Montessori Ve Doğa Eğitimi Modeli
Proje yürütücüsü uzman öğretmen ve yazar İrem Savcı Köroğlu ise Anadolu’nun güzel şehri Sivas’ın, Milli Eğitim Bakanlığını temsilen yarışmada yer almasının gururu ve onurunu yaşadıklarını söyledi. Alternatif eğitim modeli olan ‘montessori’yi harmanlayarak Türk eğitim sistemine entegre ettiklerini anlatan Köroğlu, şöyle konuştu:
“Her ülkenin, her bölgenin bir kültürü ve yaşam tarzı var. Direkt bir Avrupa eğitim modelinin ülkemize entegre edilmeyeceğini düşündüğüm için üç eğitim modelini harmanlayarak yeni bir eğitim modeli ortaya çıkarttık. Bunun üzerine küçük bir müfredat oluşturduk. Öğretmen eğitimlerimiz oldu ve Sivas’ta 13 okulda bunu gerçekleştirdik, yüzlerce çocuğa ulaştık. Zübeyde Hanım Anaokulu’nda sadece montessori eğitimi uygulamıyoruz aynı zamanda doğa eğitimini de temel alıyoruz. Çocuklar aynı zamanda doğada öğrenim gerçekleştiriyor.

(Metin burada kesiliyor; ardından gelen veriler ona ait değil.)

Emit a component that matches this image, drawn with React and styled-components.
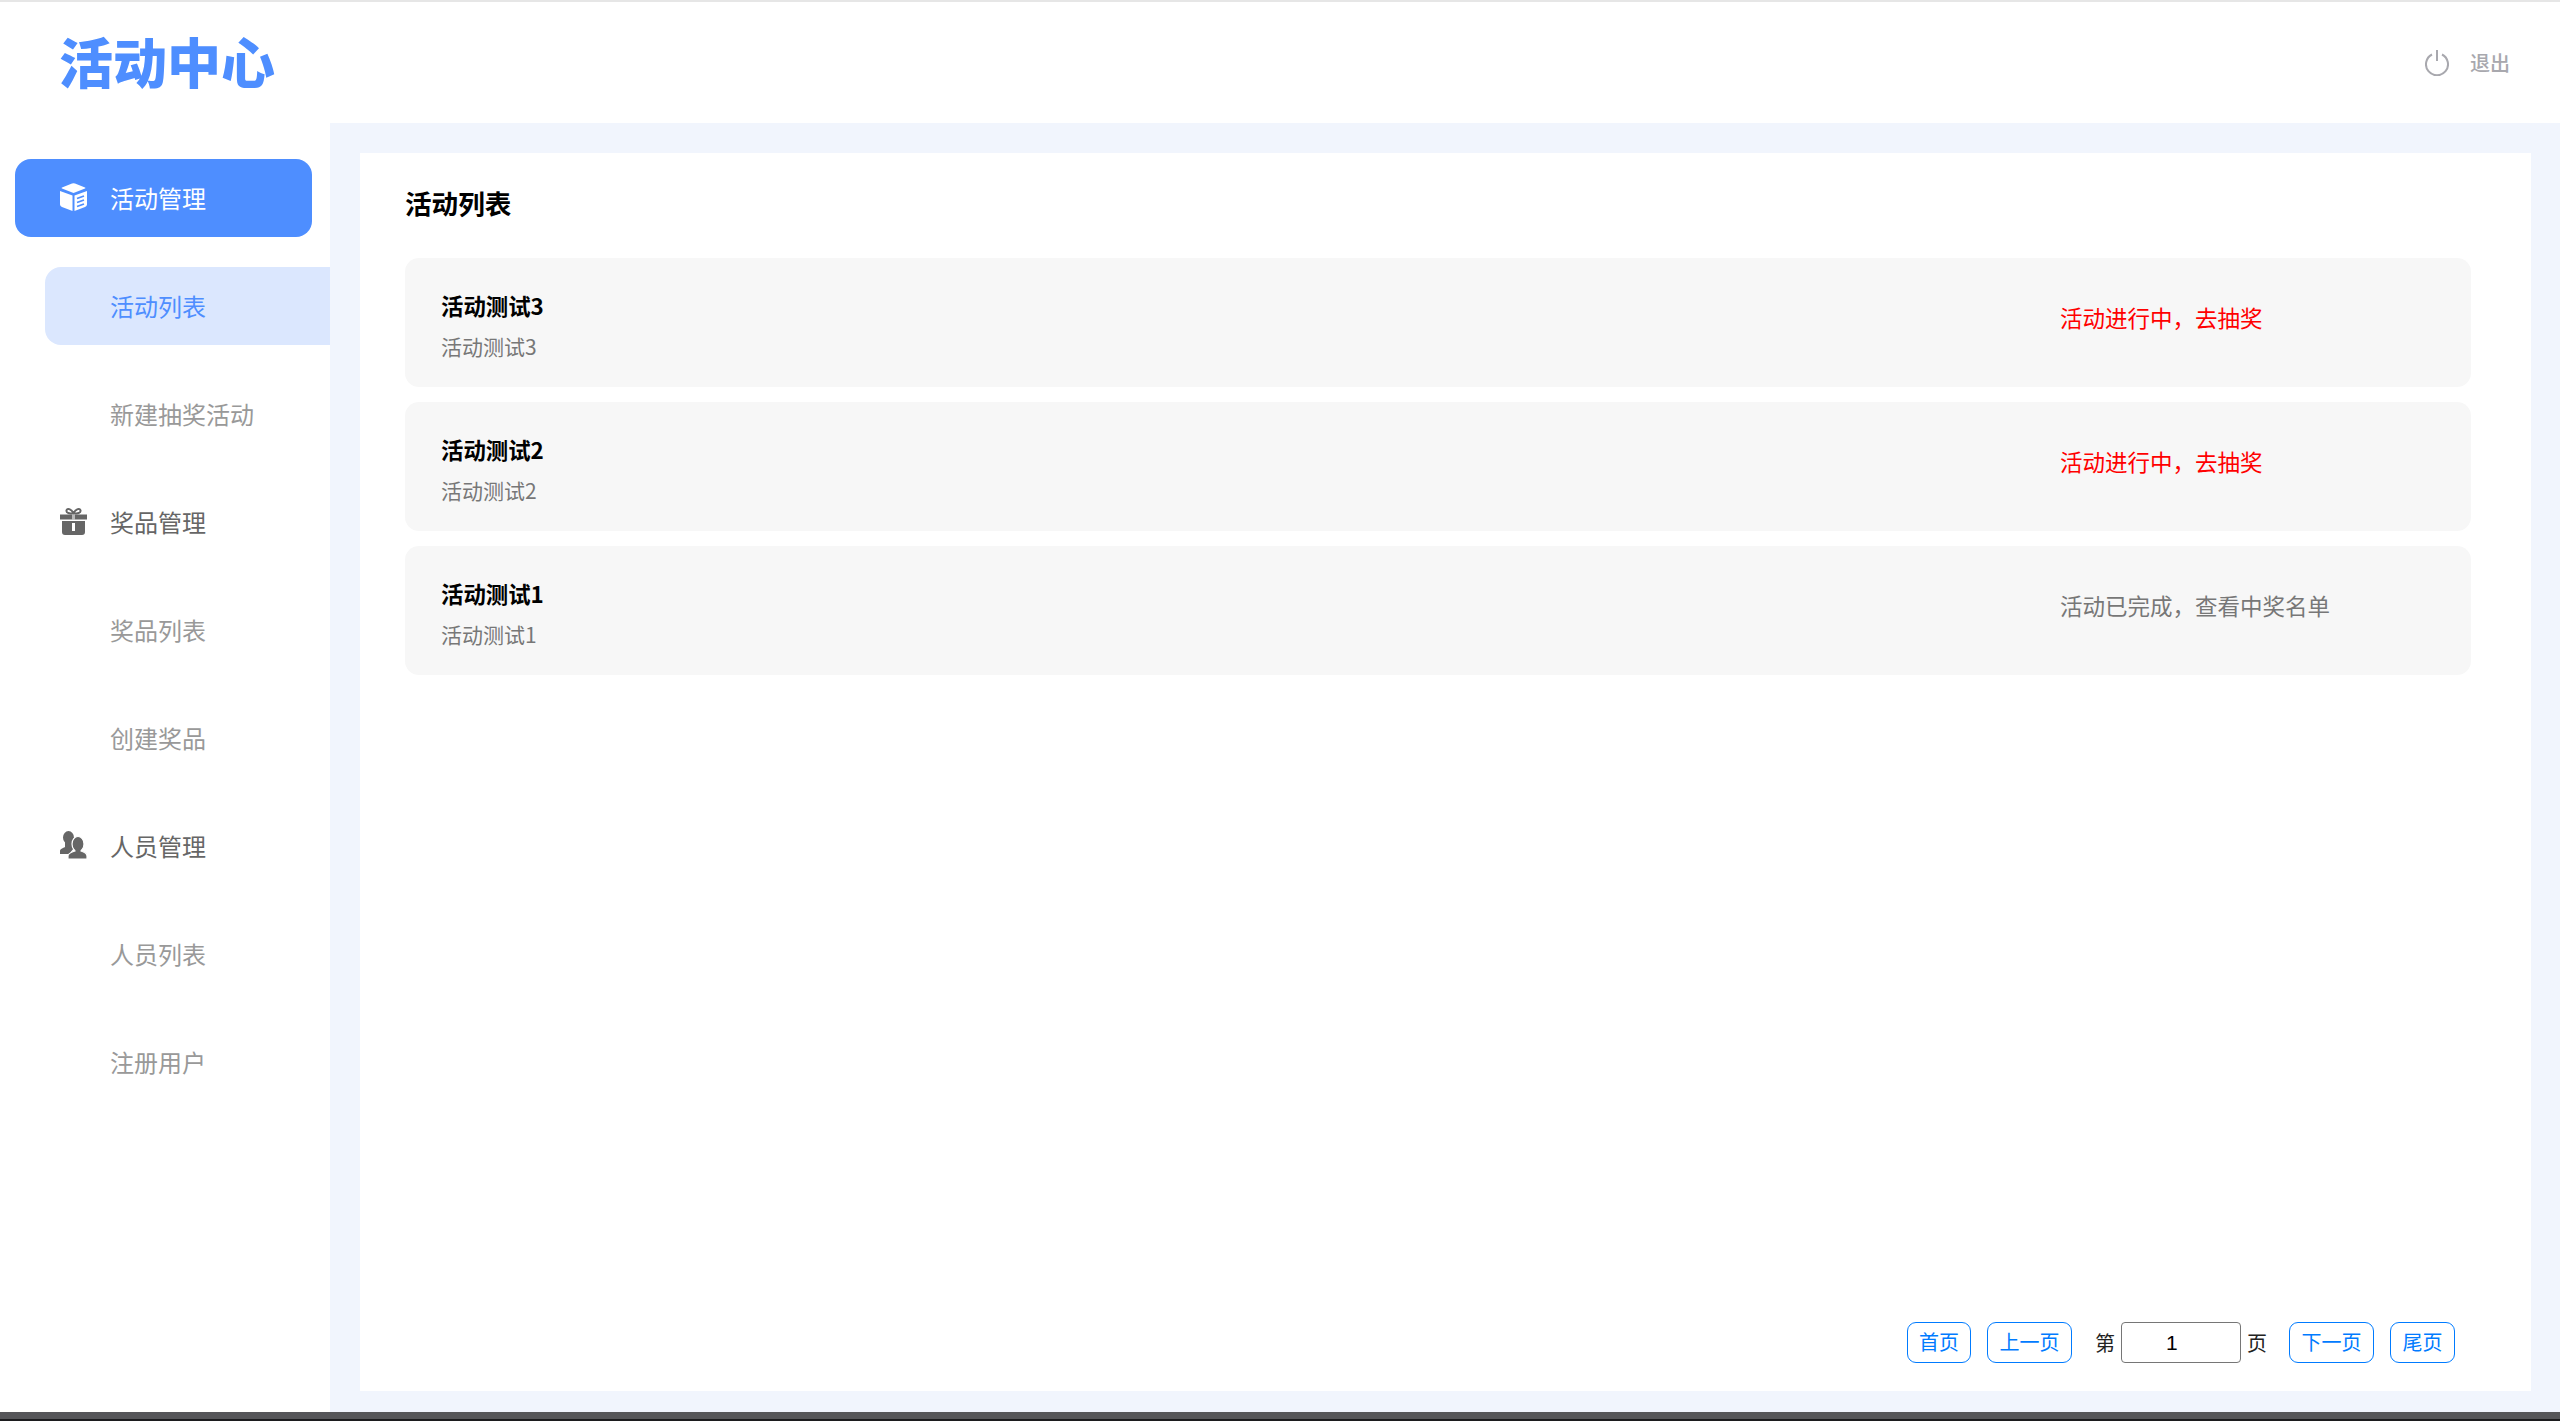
import React from "react";
import styled, { createGlobalStyle } from "styled-components";

const FONT = `"Noto Sans CJK SC", "Liberation Sans", sans-serif`;

const GlobalStyle = createGlobalStyle`
  html, body {
    margin: 0;
    padding: 0;
    background: #fff;
    font-family: ${FONT};
  }
  * {
    box-sizing: border-box;
  }
`;

const Page = styled.div`
  display: flex;
  flex-direction: column;
  height: 100vh;
  overflow: hidden;
`;

const Header = styled.header`
  flex: 0 0 123px;
  display: flex;
  align-items: center;
  justify-content: space-between;
  padding: 0 50px 0 59px;
  border-top: 2px solid #e6e6e6;
`;

const Logo = styled.div`
  font-size: 54px;
  line-height: 54px;
  font-weight: 900;
  color: #4e8eff;
  white-space: nowrap;
  margin-top: -3px;
`;

const Logout = styled.div`
  display: flex;
  align-items: center;
  gap: 21px;
  font-size: 20px;
  font-weight: 500;
  color: #a8a8ae;
`;

const Body = styled.div`
  flex: 1;
  display: flex;
  min-height: 0;
`;

const Sidebar = styled.nav`
  flex: 0 0 330px;
  display: flex;
  flex-direction: column;
  gap: 30px;
  padding-top: 36px;
`;

const NavItem = styled.div`
  display: flex;
  align-items: center;
  gap: 23px;
  height: 78px;
  margin-left: ${(p) => (p.$sub ? "45px" : "15px")};
  margin-right: ${(p) => (p.$sub ? "0" : "18px")};
  padding: ${(p) => (p.$sub ? "0 0 2px 65px" : "0 0 2px 45px")};
  border-radius: ${(p) => (p.$sub ? "16px 0 0 16px" : "16px")};
  font-size: 24px;
  color: ${(p) =>
    p.$current ? (p.$sub ? "#4e8eff" : "#fff") : p.$sub ? "#999" : "#666"};
  background: ${(p) =>
    p.$current ? (p.$sub ? "#dbe7fe" : "#4e8eff") : "transparent"};
`;

const Main = styled.main`
  flex: 1;
  display: flex;
  padding: 30px 29px 21px 30px;
  background: #f1f5fd;
  min-width: 0;
`;

const Panel = styled.section`
  flex: 1;
  display: flex;
  flex-direction: column;
  padding: 0 60px 0 45px;
  background: #fff;
`;

const Title = styled.h1`
  margin: 0;
  padding-top: 30px;
  height: 105px;
  font-size: 26.6px;
  line-height: 40px;
  font-weight: 700;
  color: #000;
`;

const List = styled.div`
  flex: 1;
  display: flex;
  flex-direction: column;
  gap: 15px;
`;

const Row = styled.article`
  display: flex;
  justify-content: space-between;
  height: 129px;
  padding: 31px 0 0 36px;
  background: #f7f7f7;
  border-radius: 14px;
`;

const RowName = styled.div`
  font-size: 22.4px;
  line-height: 32px;
  font-weight: 700;
  color: #000;
`;

const RowDesc = styled.div`
  margin-top: 9px;
  font-size: 21px;
  line-height: 32px;
  color: #777;
`;

const RowStatus = styled.div`
  flex: 0 0 411px;
  margin-top: 12px;
  font-size: 22.5px;
  line-height: 32px;
  color: ${(p) => (p.$running ? "#ff0000" : "#777")};
`;

const Pager = styled.div`
  display: flex;
  align-items: center;
  justify-content: flex-end;
  height: 41px;
  margin: 0 16px 28px 0;
  font-size: 20px;
  color: #222;
`;

const PageButton = styled.button`
  height: 41px;
  padding: 0 0 2px;
  width: ${(p) => p.$width || "65px"};
  margin-left: ${(p) => p.$before || "0"};
  margin-right: ${(p) => p.$after || "16px"};
  border: 1.5px solid #007bff;
  border-radius: 9px;
  background: #fff;
  color: #007bff;
  font-family: ${FONT};
  font-size: 20px;
`;

const PageInput = styled.input`
  width: 120px;
  height: 41px;
  margin: 0 6px 0 6px;
  padding: 0 0 0 44px;
  border: 1px solid #767676;
  border-radius: 4px;
  color: #000;
  font-family: "Liberation Sans", sans-serif;
  font-size: 21px;
`;

const BottomBar = styled.div`
  flex: 0 0 9px;
  background: linear-gradient(#565659 0 7px, #1c1c1e 7px);
`;

const IconBox = styled.svg`
  flex: 0 0 27px;
  width: 27px;
  height: 28px;
  display: block;
`;

const PowerIcon = () => (
  <svg width="24" height="26" viewBox="0 0 24 26" fill="none" stroke="#a8a8ae" strokeWidth="2">
    <path d="M7 4.500A11 11 0 1 0 17 4.500" />
    <path d="M12 0v11" />
  </svg>
);

const BoxIcon = () => (
  <IconBox viewBox="0 0 27 28">
    <path fill="#fff" d="M12 .5q1.500-.5 3 0l10 4q1 .5 0 1l-11.500 4.500L2 5.500q-1-.5 0-1z" />
    <path fill="#fff" d="M0 8l12.500 4.500V28L2 24a3 3 0 0 1-2-3z" />
    <path fill="#fff" d="M27 8l-12.500 4.500V28L25 24a3 3 0 0 0 2-3z" />
    <path stroke="#4e8eff" strokeWidth="1.800" fill="none" d="M17 15.500l7-2.500M17 19.500l7-2.500M17 23.500l7-2.500" />
  </IconBox>
);

const GiftIcon = () => (
  <IconBox viewBox="0 0 27 28">
    <path fill="none" stroke="#666" strokeWidth="2" d="M13.500 6C11 1.500 7 1 6.500 3.500s3 3 7 3c4 0 7.500-.5 7-3s-4.500-2-7 2.500z" />
    <path fill="#666" d="M0 7.500h27v5H0zM2 14h23v11a3 3 0 0 1-3 3H5a3 3 0 0 1-3-3z" />
    <path fill="#fff" d="M12 16h3v8h-3z" />
    <path fill="#fff" d="M12 7.500h3v5h-3z" opacity=".55" />
  </IconBox>
);

const UsersIcon = () => (
  <IconBox viewBox="0 0 27 28">
    <ellipse cx="8.500" cy="6.500" rx="5.500" ry="6.500" fill="#666" />
    <path fill="#666" d="M0 23v-3c0-2 3-3 5-4v-5h7v5l2 1-5 6z" />
    <g stroke="#fff" strokeWidth="1.200" fill="#666">
      <path d="M8 28v-3c0-3 4-4 7-5v-4h6v4c3 1 6 2 6 5v3z" />
      <ellipse cx="18" cy="13" rx="6" ry="7.500" />
    </g>
    <path fill="#666" d="M15.500 15h5v7h-5z" />
  </IconBox>
);

const nav = [
  { label: "活动管理", icon: <BoxIcon />, current: true },
  { label: "活动列表", sub: true, current: true },
  { label: "新建抽奖活动", sub: true },
  { label: "奖品管理", icon: <GiftIcon /> },
  { label: "奖品列表", sub: true },
  { label: "创建奖品", sub: true },
  { label: "人员管理", icon: <UsersIcon /> },
  { label: "人员列表", sub: true },
  { label: "注册用户", sub: true },
];

const activities = [
  { id: 3, name: "活动测试3", running: true },
  { id: 2, name: "活动测试2", running: true },
  { id: 1, name: "活动测试1", running: false },
];

const App = () => {
  return (
    <Page>
      <GlobalStyle />
      <Header>
        <Logo>活动中心</Logo>
        <Logout>
          <PowerIcon />
          退出
        </Logout>
      </Header>
      <Body>
        <Sidebar>
          {nav.map(({ label, icon, sub, current }) => (
            <NavItem key={label} $sub={sub} $current={current}>
              {icon}
              {label}
            </NavItem>
          ))}
        </Sidebar>
        <Main>
          <Panel>
            <Title>活动列表</Title>
            <List>
              {activities.map(({ id, name, running }) => (
                <Row key={id}>
                  <div>
                    <RowName>{name}</RowName>
                    <RowDesc>{name}</RowDesc>
                  </div>
                  <RowStatus $running={running}>
                    {running ? "活动进行中，去抽奖" : "活动已完成，查看中奖名单"}
                  </RowStatus>
                </Row>
              ))}
            </List>
            <Pager>
              <PageButton $width="64px">首页</PageButton>
              <PageButton $width="85px" $after="23px">上一页</PageButton>
              第
              <PageInput defaultValue="1" />
              页
              <PageButton $width="85px" $before="22px">下一页</PageButton>
              <PageButton $after="0">尾页</PageButton>
            </Pager>
          </Panel>
        </Main>
      </Body>
      <BottomBar />
    </Page>
  );
};

export default App;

Bu, Sivas İçin Bir Onur, Gurur
Altı kıtadan binlerce okulun başvurduğu yarışmada ilk 100 içerisinde yer aldık. Bu Sivas için bir onur, gurur. Bu çalışmada öncelikli olarak çocuğu temel aldık. Çocuğu bir birey olarak kabul eden, onun kendi seviyesinde ilerlemesini sağlayan, dokunarak, hissederek, yaparak, yaşayarak öğrenmesini temel alan bir eğitim modeli üzerinde durduk. Burada çocuklar kendi kendine öğrenim gerçekleştiriyor, öğretmenler gerçek anlamda birer rehber. Biz sadece onların yapabildiklerini seyrediyoruz, sadece onlara uzaktan destek oluyoruz ve çocuklar kendileri başarıyorlar. Bu sınıflarda ödül yok, ceza yok, bir çocuk bir işi yapmak istediği için yapıyor. Ceza yerine farklı alternatifler var. Her materyalin bir hata kontrolü var, yani öğretmenden bağımsız çocuklar yetiştirmek istiyoruz.”